Robert Kappel fordert in seinem Beitrag, deutsche EZ müsse „in die Lage versetzt werden, in größerem Umfang private Marktmittel für die Entwicklungsfinanzierung zu mobilisieren“ und schlägt sogar vor, „KfW und GIZ zusammenzulegen“ – ein durchaus kontroverser Vorschlag, der die bestehenden Strukturen radikal infrage stellt.

Historische Einordnung und grundsätzliche Legitimationsfragen

Besonders wertvoll ist Theo Rauchs historische Einordnung der EZ-Kritik. Er erinnert daran, dass „etwa alle zehn Jahre die Stimmen derer, die die EZ abschaffen wollen, zu einer gewaltigen Welle im öffentlichen Diskurs“ kumulieren. Seine Differenzierung zwischen der Frage der Notwendigkeit und der Frage der Wirksamkeit schafft Klarheit in einer oft emotionalen Debatte.

Kritische Würdigung: Stärken und Schwächen des Bandes

Der Sammelband besticht durch die Vielfalt der Perspektiven und die Tiefe der Analysen. Er vermeidet sowohl eine unkritische Verteidigung des Status quo als auch einen populistischen Abgesang auf die Entwicklungspolitik. Die Herausgeber haben es geschafft, kritische Stimmen aus unterschiedlichen Richtungen zu versammeln und damit eine echte Diskussion zu ermöglichen.

Dennoch weist der Band auch Lücken auf. Feministische Entwicklungspolitik, ein zentrales Paradigma der aktuellen Bundesregierung, wird kaum substantiell diskutiert, sondern eher am Rande als ein Beispiel für wertebasierte Politik erwähnt. Auch die Rolle der Zivilgesellschaft und die Perspektiven aus den Partnerländern selbst bleiben unterbelichtet.

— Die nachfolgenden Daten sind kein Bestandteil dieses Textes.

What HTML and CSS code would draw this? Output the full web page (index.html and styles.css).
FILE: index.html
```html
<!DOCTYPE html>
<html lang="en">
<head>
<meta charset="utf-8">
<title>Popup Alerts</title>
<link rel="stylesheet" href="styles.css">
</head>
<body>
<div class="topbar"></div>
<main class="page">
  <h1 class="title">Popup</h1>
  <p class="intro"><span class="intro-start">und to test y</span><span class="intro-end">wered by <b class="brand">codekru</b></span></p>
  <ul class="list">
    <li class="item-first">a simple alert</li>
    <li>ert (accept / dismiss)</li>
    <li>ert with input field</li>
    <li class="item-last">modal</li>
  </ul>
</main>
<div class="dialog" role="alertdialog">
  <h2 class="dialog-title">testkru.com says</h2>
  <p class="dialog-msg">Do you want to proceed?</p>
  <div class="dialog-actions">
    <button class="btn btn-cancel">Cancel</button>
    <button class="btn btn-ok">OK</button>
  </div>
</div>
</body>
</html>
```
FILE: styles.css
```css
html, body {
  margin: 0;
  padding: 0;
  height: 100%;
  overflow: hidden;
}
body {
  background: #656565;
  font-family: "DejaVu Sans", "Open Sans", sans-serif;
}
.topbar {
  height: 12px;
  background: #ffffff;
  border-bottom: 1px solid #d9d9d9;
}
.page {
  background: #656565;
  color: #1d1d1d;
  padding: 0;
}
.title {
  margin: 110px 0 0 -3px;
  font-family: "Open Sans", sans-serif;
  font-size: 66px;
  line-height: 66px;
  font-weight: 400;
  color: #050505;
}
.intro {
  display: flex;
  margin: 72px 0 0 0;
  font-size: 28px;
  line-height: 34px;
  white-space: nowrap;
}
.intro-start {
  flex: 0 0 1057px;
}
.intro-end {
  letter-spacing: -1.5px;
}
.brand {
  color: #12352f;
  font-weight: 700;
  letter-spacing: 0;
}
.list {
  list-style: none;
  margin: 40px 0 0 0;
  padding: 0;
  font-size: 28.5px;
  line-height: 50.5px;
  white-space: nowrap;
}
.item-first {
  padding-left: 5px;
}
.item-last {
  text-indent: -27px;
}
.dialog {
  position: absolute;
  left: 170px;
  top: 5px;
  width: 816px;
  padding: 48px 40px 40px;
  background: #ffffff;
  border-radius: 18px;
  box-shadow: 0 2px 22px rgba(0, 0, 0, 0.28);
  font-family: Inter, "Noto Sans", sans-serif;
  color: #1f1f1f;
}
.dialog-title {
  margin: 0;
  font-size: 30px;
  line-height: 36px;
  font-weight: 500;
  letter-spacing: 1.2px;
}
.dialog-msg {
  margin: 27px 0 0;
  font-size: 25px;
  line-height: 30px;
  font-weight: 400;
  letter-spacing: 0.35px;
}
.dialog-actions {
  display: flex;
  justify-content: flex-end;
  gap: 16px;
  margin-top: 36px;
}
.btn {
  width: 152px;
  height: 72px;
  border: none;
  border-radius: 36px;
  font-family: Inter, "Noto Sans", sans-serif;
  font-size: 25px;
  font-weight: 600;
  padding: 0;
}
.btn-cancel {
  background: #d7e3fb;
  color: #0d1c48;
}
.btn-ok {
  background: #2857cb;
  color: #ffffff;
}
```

Auffällig ist zudem, dass trotz der diversen Autorenschaft der Band hauptsächlich etablierte Stimmen versammelt. Jüngere Perspektiven oder radikalere Ansätze kommen kaum zu Wort. Dies spiegelt möglicherweise genau jene institutionelle Pfadabhängigkeit wider, die die Herausgeber in ihrer Einleitung kritisieren.

Relevanz für die anstehenden Regierungsverhandlungen

Für die anstehende Regierungsbildung liefert der Band wichtige Denkanstöße. Die zentrale Erkenntnis lautet: Ein bloßes „Weiter so“ in der Entwicklungspolitik ist keine Option mehr. Ob durch institutionelle Reformen, neue inhaltliche Schwerpunkte oder eine strategischere Ausrichtung an deutschen Interessen – die Entwicklungspolitik muss sich neu legitimieren und positionieren.

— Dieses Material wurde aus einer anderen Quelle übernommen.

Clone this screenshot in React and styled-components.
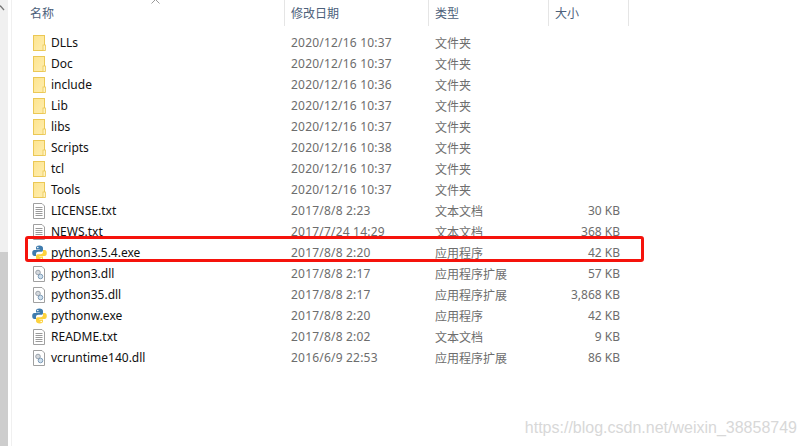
import React from 'react';
import styled, { createGlobalStyle } from 'styled-components';

const folders = [
  ['DLLs', '2020/12/16 10:37'],
  ['Doc', '2020/12/16 10:37'],
  ['include', '2020/12/16 10:36'],
  ['Lib', '2020/12/16 10:37'],
  ['libs', '2020/12/16 10:37'],
  ['Scripts', '2020/12/16 10:38'],
  ['tcl', '2020/12/16 10:37'],
  ['Tools', '2020/12/16 10:37'],
];

const files = [
  ['LICENSE.txt', '2017/8/8 2:23', '文本文档', '30 KB', 'txt'],
  ['NEWS.txt', '2017/7/24 14:29', '文本文档', '368 KB', 'txt'],
  ['python3.5.4.exe', '2017/8/8 2:20', '应用程序', '42 KB', 'py'],
  ['python3.dll', '2017/8/8 2:17', '应用程序扩展', '57 KB', 'dll'],
  ['python35.dll', '2017/8/8 2:17', '应用程序扩展', '3,868 KB', 'dll'],
  ['pythonw.exe', '2017/8/8 2:20', '应用程序', '42 KB', 'py'],
  ['README.txt', '2017/8/8 2:02', '文本文档', '9 KB', 'txt'],
  ['vcruntime140.dll', '2016/6/9 22:53', '应用程序扩展', '86 KB', 'dll'],
];

const FolderIcon = () => (
  <svg width="13" height="16" viewBox="0 0 13 16">
    <defs>
      <linearGradient id="folderFill" x1="0" y1="0" x2="1" y2="1">
        <stop offset="0" stopColor="#fde48f" />
        <stop offset="1" stopColor="#ffeeb0" />
      </linearGradient>
    </defs>
    <rect x="0.5" y="0.5" width="11" height="15" fill="url(#folderFill)" stroke="#ebc855" />
    <rect x="10" y="10" width="2.500" height="5.500" fill="#fff3c4" stroke="#ebc855" strokeWidth="0.8" />
  </svg>
);

const TxtIcon = () => (
  <svg width="13" height="16" viewBox="0 0 13 16">
    <path d="M0.500 0.500H9L11.500 3V15.500H0.500z" fill="#fff" stroke="#a0a0a0" />
    <path d="M2.500 4.500h7M2.500 6.500h7M2.500 8.500h7M2.500 10.500h7M2.500 12.500h7" stroke="#9a9a9a" />
  </svg>
);

const DllIcon = () => (
  <svg width="13" height="16" viewBox="0 0 13 16">
    <path d="M0.500 0.500H9L11.500 3V15.500H0.500z" fill="#fff" stroke="#a0a0a0" />
    <circle cx="5" cy="6.500" r="2.300" fill="#d5d9de" stroke="#9aa2aa" />
    <circle cx="7.500" cy="10.500" r="2.300" fill="#cfe0ee" stroke="#7f9db8" />
  </svg>
);

const PyIcon = () => (
  <PySvg width="15" height="16" viewBox="0 0 15 16">
    <path d="M7.500 0.500C4.500 0.500 4 1.600 4 3v1.500h3.700V5H2.400C1 5 0.200 6.200 0.200 8s.8 3 2.200 3H4V9c0-1.300 1-2.200 2.300-2.200h3C10.400 6.800 11 6 11 5V3c0-1.500-1.500-2.500-3.500-2.500z" fill="#3f7cae" />
    <path d="M7.500 15.500c3 0 3.500-1.100 3.500-2.500v-1.500H7.300V11h5.300c1.400 0 2.200-1.200 2.200-3s-.8-3-2.200-3H11v2c0 1.300-1 2.200-2.300 2.200h-3C4.600 9.200 4 10 4 11v2c0 1.500 1.500 2.500 3.500 2.500z" fill="#fdd23e" />
    <circle cx="5.800" cy="2.500" r="0.800" fill="#fff" />
    <circle cx="9.200" cy="13.500" r="0.800" fill="#fff" />
  </PySvg>
);

const icons = { txt: <TxtIcon />, dll: <DllIcon />, py: <PyIcon /> };

function App() {
  return (
    <Page>
      <GlobalStyle />
      <Rail>
        <svg width="5" height="6" viewBox="0 0 5 6">
          <path d="M0 0.500L4 5" fill="none" stroke="#777" strokeWidth="1.300" />
        </svg>
      </Rail>
      <Pane>
        <SortCaret width="9" height="5" viewBox="0 0 9 5">
          <path d="M0.500 4.500L4.500 0.500L8.500 4.500" fill="none" stroke="#9a9a9a" />
        </SortCaret>
        <Header>
          <HeadCell $first>名称</HeadCell>
          <HeadCell>修改日期</HeadCell>
          <HeadCell>类型</HeadCell>
          <HeadCell>大小</HeadCell>
        </Header>
        <List>
          {folders.map(([name, date]) => (
            <Row key={name}>
              <NameCell><IconSlot><FolderIcon /></IconSlot>{name}</NameCell>
              <DateCell>{date}</DateCell>
              <Cell>文件夹</Cell>
              <SizeCell />
            </Row>
          ))}
          {files.map(([name, date, type, size, icon]) => (
            <Row key={name}>
              <NameCell><IconSlot>{icons[icon]}</IconSlot>{name}</NameCell>
              <DateCell>{date}</DateCell>
              <Cell>{type}</Cell>
              <SizeCell>{size}</SizeCell>
            </Row>
          ))}
        </List>
        <Highlight />
      </Pane>
      <Watermark>https://blog.csdn.net/weixin_38858749</Watermark>
    </Page>
  );
}

const GlobalStyle = createGlobalStyle`
  html, body { margin: 0; padding: 0; background: #fff; }
  body { font-family: "Noto Sans CJK SC", "Liberation Sans", sans-serif; }
`;

const Page = styled.div`
  position: relative;
  display: flex;
  width: 807px;
  height: 446px;
  overflow: hidden;
  background: #fff;
`;

const Rail = styled.div`
  width: 8px;
  padding-top: 5px;
  box-sizing: border-box;
  background: linear-gradient(to bottom, #f0f0f0 0, #f0f0f0 252px, #cdcdcd 252px, #cdcdcd 100%);
  svg { display: block; }
`;

const Pane = styled.div`
  position: relative;
  flex: 1;
  margin-left: 3px;
  padding-left: 10px;
  border-left: 1px solid #f0f0f0;
  margin-right: -1px;
`;

const SortCaret = styled.svg`
  position: absolute;
  left: 139px;
  top: -1px;
`;

const Header = styled.div`
  display: grid;
  grid-template-columns: 263px 144px 120px 80px;
  height: 26px;
  margin-bottom: 6px;
`;

const HeadCell = styled.div`
  padding-left: ${(p) => (p.$first ? '8px' : '6px')};
  font-size: 12px;
  line-height: 25px;
  color: #4c607a;
  border-right: 1px solid #e5e5e5;
`;

const List = styled.div`
  display: flex;
  flex-direction: column;
`;

const Row = styled.div`
  display: grid;
  grid-template-columns: 263px 144px 120px 80px;
  height: 21px;
  align-items: center;
  font-size: 12px;
`;

const NameCell = styled.div`
  display: flex;
  align-items: center;
  padding-left: 11px;
  color: #111;
  font-family: "Noto Sans", "Noto Sans CJK SC", sans-serif;
`;

const IconSlot = styled.span`
  display: flex;
  width: 18px;
  height: 16px;
  flex-shrink: 0;
`;

const PySvg = styled.svg`
  margin-left: -1px;
  flex-shrink: 0;
`;

const Cell = styled.div`
  padding-left: 6px;
  color: #6d6d6d;
  font-family: "Noto Sans", "Noto Sans CJK SC", sans-serif;
`;

const DateCell = styled(Cell)`
  letter-spacing: 0.2px;
`;

const SizeCell = styled(Cell)`
  padding: 0;
  width: 71px;
  text-align: right;
`;

const Highlight = styled.div`
  position: absolute;
  left: 13px;
  top: 236px;
  width: 619px;
  height: 26px;
  box-sizing: border-box;
  border: 3px solid #f5130c;
  border-radius: 3px;
  pointer-events: none;
`;

const Watermark = styled.div`
  position: absolute;
  right: 10px;
  bottom: 9px;
  font-family: "Liberation Sans", sans-serif;
  font-size: 16px;
  color: #d8d8d8;
`;

export default App;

Besonders relevant erscheinen dabei drei Aspekte:

  1. Die Notwendigkeit, Entwicklungspolitik nicht mehr vorrangig moralisch, sondern auch durch gemeinsame Interessen zu begründen
  2. Die Einsicht, dass die wachsende geopolitische Konkurrenz mit China eine strategischere Ausrichtung der EZ erfordert
  3. Die Erkenntnis, dass Effizienzsteigerungen und institutionelle Reformen unumgänglich sind

Fazit: Ein wichtiger Impuls zur richtigen Zeit

Der Sammelband kommt genau zur richtigen Zeit und bietet der anstehenden Regierungsbildung einen reichen Fundus an Analysen und Vorschlägen. Er zeigt: Die deutsche Entwicklungspolitik steht vor einem grundlegenden Wandel, der sowohl Bedrohung als auch Chance ist.

Wie Robert Kappel in seinem Beitrag treffend bemerkt: „Entwicklungspolitik dient wie Außenpolitik, Wirtschafts- und Umwelt- sowie Kultur- und Sicherheitspolitik dem Wohle Deutschlands. Es ist nicht unsere Aufgabe, andere Länder zu entwickeln, schon gar nicht reinzuregieren oder anstatt der jeweiligen nationalen Regierungen Aufgaben zu übernehmen. Machen wir Schluss mit Paternalismus und Besserwisserei“.

Die kommende Bundesregierung wäre gut beraten, diesen Sammelband zur Pflichtlektüre zu machen. Nicht um allen Vorschlägen zu folgen, sondern um die Komplexität und Vielschichtigkeit der Herausforderungen zu verstehen, vor denen die deutsche Entwicklungspolitik steht. Eine fundierte, ideologiefreie Debatte, wie sie dieser Band anstößt, ist der erste Schritt zu einer zukunftsfähigen Entwicklungspolitik.

Weitere Information

Thomas Bonschab, Robert Kappel und Stephan Klingebiel (Hrsg.) Deutsche Entwicklungspolitik in der Diskussion, Berlin, Bonn, Frankfurt 2025, https://weltneuvermessung.wordpress.com/2025/03/27/deutsche-entwicklungspolitik-in-der-diskussion/

Hinweis
Die Sammlung umfasst überarbeitete Beiträge des Blogs Weltneuvermessung, die seit 2024 dort publiziert wurden. Herausgeber des Blogs sind Thomas Bonschab und Robert Kappel.